Emniyet, kimi şüpheliler için ‘dinleme’ yaparken, oltaya ‘dinleme listesinde olmayan’ kişiler takılmıştı.

Yargıtay Başkanı bu dinlemelerin ‘hukuki delil’ sayılmayacağını, çünkü dinleme kayıtlarının ‘yasal’ olmadığını öne sürdü ve bu kayıtların hiçbir şey ifade etmediği belirtti.

Benim asıl ağırıma giden işte bu oldu. Diyelim ki, bir mafya üyesinin telefonunu ‘yasal olarak’ dinlenen bir kişi arıyor ve dinlendiğini bilmediği için devletin güvenliğini tehlikeye düşürecek veya düşürmüş bazı icraatını anlatıyor.

Şimdi bu mafya üyesinin söylediklerini, dinlenen telefon kendisininki olmadığı için yok mu sayacağız?

Üstelik burada ‘dinlemeye’ takılanlar arasında yargı üyeleri de var. Yani ‘lekesiz’ olması gereken ve öyle olduğuna inandığımız bir kurumun üyeleri.

Yargıtay Başkanı, ‘hukuk’ açısından haklı olabilir. Bu kişileri yargı önüne çıkarmak ve aklanmalarına veya mahkûm olmalarına sebebiyet verecek bir süreci başlatamayabiliriz.

Ama ya vicdanlar...

Hakkında çeşitli iddialar ortaya atılan kişilerin vicdanlarda yargılanmasını nasıl engelleyeceksiniz?

Türkiye’nin en saygın hukuk kurumunun zedelenmesine, bu kurumdaki çürük elmaların ayıklanmamasının toplumda yaratacağı ‘sıkıntıya’ nasıl katlanacaksınız.

Bunları yargılayıp gerekeni yapacağınıza, saygın bir kurumun halk vicdanında ‘lekelenmesine’ nasıl göz yumacaksınız? Özkaya’nın üç ayı kalmış olabilir.

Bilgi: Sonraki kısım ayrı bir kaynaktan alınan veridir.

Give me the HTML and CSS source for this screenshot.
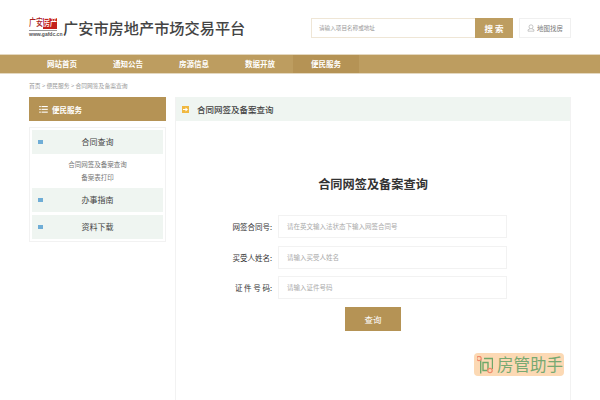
FILE: index.html
```html
<!DOCTYPE html>
<html lang="zh-CN">
<head>
    <meta charset="UTF-8">
    <title>合同网签及备案查询</title>
    <link rel="stylesheet" href="styles.css">
</head>
<body>
    <div class="top">
        <div class="logo-box">
            <div class="logo">
                <div class="logo-words">
                    <div class="logo-red"><b>广安</b></div>
                    <div class="logo-tag"><b>房产</b></div>
                </div>
                <div class="logo-url">www.gafdc.cn</div>
            </div>
            <div class="site-name">广安市房地产市场交易平台</div>
        </div>
        <div class="search">
            <div class="search-input">请输入项目名称或地址</div>
            <div class="search-btn">搜 索</div>
        </div>
        <div class="map-btn">
            <svg class="map-icon" width="12" height="12" viewBox="0 0 12 12" fill="none" stroke="#999" stroke-width="0.8">
                <circle cx="6" cy="4.2" r="3"/>
                <path d="M4.6 7.2 A5 3 0 0 0 1.5 10.8 H10.5 A5 3 0 0 0 7.4 7.2"/>
            </svg>
            地图找房
        </div>
    </div>

    <div class="nav">
        <div class="nav-inner">
            <a class="nav-item">网站首页</a>
            <a class="nav-item">通知公告</a>
            <a class="nav-item">房源信息</a>
            <a class="nav-item">数据开放</a>
            <a class="nav-item active">便民服务</a>
        </div>
    </div>

    <div class="crumbs">首页 &gt; 便民服务 &gt; 合同网签及备案查询</div>

    <div class="content">
        <div class="side">
            <div class="side-title">
                <svg width="11" height="9" viewBox="0 0 11 9" fill="#fff">
                    <rect x="0" y="0" width="2" height="1.4"/><rect x="3" y="0" width="8" height="1.4"/>
                    <rect x="0" y="3.6" width="2" height="1.4"/><rect x="3" y="3.6" width="8" height="1.4"/>
                    <rect x="0" y="7.2" width="2" height="1.4"/><rect x="3" y="7.2" width="8" height="1.4"/>
                </svg>
                便民服务
            </div>
            <div class="side-list">
                <div class="side-item"><i class="dot"></i>合同查询</div>
                <div class="side-sub">
                    <a>合同网签及备案查询</a>
                    <a>备案表打印</a>
                </div>
                <div class="side-item"><i class="dot"></i>办事指南</div>
                <div class="side-item"><i class="dot"></i>资料下载</div>
            </div>
        </div>

        <div class="main">
            <div class="main-title">
                <svg class="arrow-box" width="7" height="7" viewBox="0 0 7 7">
                    <rect width="7" height="7" fill="#f0b840"/>
                    <path d="M1 3 H3.5 V1.5 L6 3.5 L3.5 5.5 V4 H1 Z" fill="#fff"/>
                </svg>
                合同网签及备案查询
            </div>
            <div class="main-body">
                <h2 class="form-title">合同网签及备案查询</h2>
                <div class="row">
                    <label>网签合同号:</label>
                    <div class="field">请在英文输入法状态下输入网签合同号</div>
                </div>
                <div class="row">
                    <label>买受人姓名:</label>
                    <div class="field">请输入买受人姓名</div>
                </div>
                <div class="row">
                    <label>证 件 号 码:</label>
                    <div class="field">请输入证件号码</div>
                </div>
                <div class="query-btn">查询</div>
            </div>
        </div>
    </div>

    <div class="stamp">
        <svg width="16" height="18" viewBox="0 0 16 18" fill="none">
            <path d="M3.7 2.5 V17.5 M7 2.5 H15.5 V13 M6 6.5 H11 V14.5 H6 Z" stroke="#6fa86a" stroke-width="1.4"/>
            <circle cx="2" cy="2.5" r="2.2" fill="#fcd9b4" stroke="#f0896a" stroke-width="1.2"/>
            <circle cx="13" cy="14.5" r="2.2" fill="#fcd9b4" stroke="#f0896a" stroke-width="1.2"/>
        </svg>
        <span>房管助手</span>
    </div>
</body>
</html>
```

FILE: styles.css
```css
* {
    box-sizing: border-box;
}

html, body {
    height: 400px;
    overflow: hidden;
}

body {
    margin: 0;
    background-color: #fff;
    font-family: "Noto Sans CJK SC", "Liberation Sans", sans-serif;
    color: #333;
    position: relative;
}

.top {
    display: flex;
    align-items: center;
    height: 54px;
    padding: 0 29px;
}

.logo-box {
    display: flex;
    align-items: center;
    width: 282px;
    margin-top: 1px;
}

.logo {
    width: 28px;
    margin-right: 6px;
}

.logo-words {
    display: flex;
    height: 11px;
    font-size: 7px;
    line-height: 7px;
}

.logo-red, .logo-tag {
    width: 14px;
    white-space: nowrap;
}

.logo-red b, .logo-tag b {
    display: block;
    font-weight: 500;
    transform: scaleY(1.4);
    transform-origin: top;
}

.logo-red {
    color: #a8201c;
}

.logo-tag {
    background-color: #c4211c;
    color: #fff;
}

.logo-url {
    margin-top: 1px;
    border-top: 1px solid #999;
    font-family: "Liberation Sans", sans-serif;
    font-size: 5px;
    font-weight: 700;
    line-height: 6px;
    color: #555;
    white-space: nowrap;
}

.site-name {
    margin-top: -2px;
    font-size: 15.2px;
    font-weight: 500;
    color: #444;
    white-space: nowrap;
}

.search {
    display: flex;
    width: 202px;
    height: 20px;
    border: 1px solid #efe6d6;
    margin-top: 2px;
}

.search-input {
    flex: 1;
    padding-left: 7px;
    font-size: 5.6px;
    line-height: 18px;
    color: #999;
}

.search-btn {
    width: 38px;
    margin: -1px;
    background-color: #bd9d60;
    color: #fff;
    text-align: center;
    font-size: 8.5px;
    font-weight: 700;
    line-height: 20px;
}

.map-btn {
    display: flex;
    align-items: center;
    justify-content: center;
    gap: 2px;
    width: 52px;
    height: 20px;
    margin-left: 6px;
    margin-top: 2px;
    border: 1px solid #f0f0f0;
    font-size: 6.5px;
    color: #777;
}

.map-icon {
    width: 8px;
    height: 8px;
}

.nav {
    height: 20px;
    background-color: #bd9d60;
    border-top: 1px solid #e4d8c0;
    border-bottom: 1px solid #e4d8c0;
}

.nav-inner {
    display: flex;
    padding-left: 29px;
}

.nav-item {
    width: 66px;
    text-align: center;
    color: #fff;
    font-size: 7.5px;
    font-weight: 700;
    line-height: 18px;
}

.nav-item.active {
    background-color: #b59355;
}

.crumbs {
    padding: 7px 29px 0;
    height: 23px;
    font-size: 5.8px;
    line-height: 9px;
    color: #999;
}

.content {
    display: flex;
    gap: 9px;
    padding: 0 29px;
}

/* left column */
.side {
    width: 137px;
}

.side-title {
    display: flex;
    align-items: center;
    gap: 4px;
    height: 24px;
    padding-left: 10px;
    background-color: #b59355;
    color: #fff;
    font-size: 7.5px;
    font-weight: 700;
}

.side-title svg {
    width: 9px;
    height: 7px;
}

.side-list {
    margin-top: 6px;
    padding: 2px;
    border: 1px solid #f2f2f2;
}

.side-item {
    position: relative;
    height: 24px;
    margin-bottom: 2px;
    background-color: #eff5f1;
    text-align: center;
    font-size: 8px;
    line-height: 24px;
    color: #444;
}

.side-sub + .side-item {
    margin-bottom: 3px;
}

.side-item:last-child {
    margin-bottom: 0;
}

.dot {
    position: absolute;
    left: 6px;
    top: 10px;
    width: 5px;
    height: 4px;
    background-color: #6fadd6;
}

.side-sub {
    height: 34px;
    margin-top: -2px;
    padding-top: 4px;
    text-align: center;
    font-size: 6.5px;
    line-height: 13px;
    color: #777;
}

.side-sub a {
    display: block;
}

/* right column */
.main {
    width: 396px;
    height: 320px;
    border-left: 1px solid #f2f2f2;
    border-right: 1px solid #f2f2f2;
}

.main-title {
    display: flex;
    align-items: center;
    height: 24px;
    padding-left: 6px;
    background-color: #eff5f1;
    font-size: 8.5px;
    font-weight: 500;
    color: #444;
}

.arrow-box {
    margin-right: 8px;
}

.main-body {
    display: flex;
    flex-direction: column;
    align-items: center;
}

.form-title {
    margin: 54px 0 22px;
    font-size: 12.2px;
    font-weight: 700;
    line-height: 18px;
    color: #333;
}

.row {
    display: flex;
    align-items: center;
    width: 394px;
    height: 23px;
    margin-bottom: 7.5px;
}

.row label {
    width: 96px;
    text-align: right;
    font-size: 7.5px;
    color: #333;
    white-space: pre;
}

.field {
    width: 229px;
    height: 23px;
    margin-left: 6px;
    padding-left: 8px;
    border: 1px solid #f2f2f2;
    font-size: 6.5px;
    line-height: 21px;
    color: #aaa;
}

.query-btn {
    width: 56px;
    height: 24px;
    background-color: #b59355;
    color: #fff;
    text-align: center;
    font-size: 8.5px;
    line-height: 24px;
}

/* watermark over the page corner */
.stamp {
    position: absolute;
    left: 474px;
    top: 353px;
    display: flex;
    align-items: center;
    gap: 4px;
    width: 90px;
    height: 23px;
    padding-left: 3px;
    border-radius: 4px;
    background-color: #fcd9b4;
    font-size: 16.5px;
    line-height: 23px;
    color: #78a972;
}
```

Ama bu Yargıtay bize daha çoook lazım...

Ne güzel söylemişti Selim Edes

NEŞTER
2 soruşturmasında ‘sanık’ olması gerekenlerin bir bölümünün yargıya hesap vermekten kaçacaklarını, Yargıtay Başkanı’nın sözlerinden anlamak mümkün. Burası Türkiye. Kişiler, kurumlardan önemli olduğu için bu durumu normal karşılıyorum ve istifası için yırtındığımız Ulaştırma Bakanı Binali Yıldırım’dan özür diliyorum.

Ama ‘yasal olmayan’ dinleme kayıtlarından ortaya çıkan Neşter 2 Skandalı’nın gün gibi aşikár olduğunu biliyorum. Bu davada ‘hangi meblağların’ el değiştirdiğini, kimlerin aracılık ettiğini, şimdi artık AKP’de olmayan hangi AKP’li milletvekilinin bu işin içinde olduğunu pek çok meslektaşım gibi ben de biliyorum.

Ama ne yazık ki, Selim Edes’in Engin Civan’a söylediği tarihi söz burada da gündeme geliyor: ‘Rüşvetin belgesi mi olur pez....’

Olmuyor. Olan da ’yasadışı’ bulunuyor.Belge olmadığı için biz de yazamıyoruz. Yapılan, yapanın yanına kár kalıyor. Kahroluyorum...

NE ZAMAN ADAM OLURUZ?

Emanete hıyanet edenler, emanete sahip çıkanlara sövmedikleri zaman.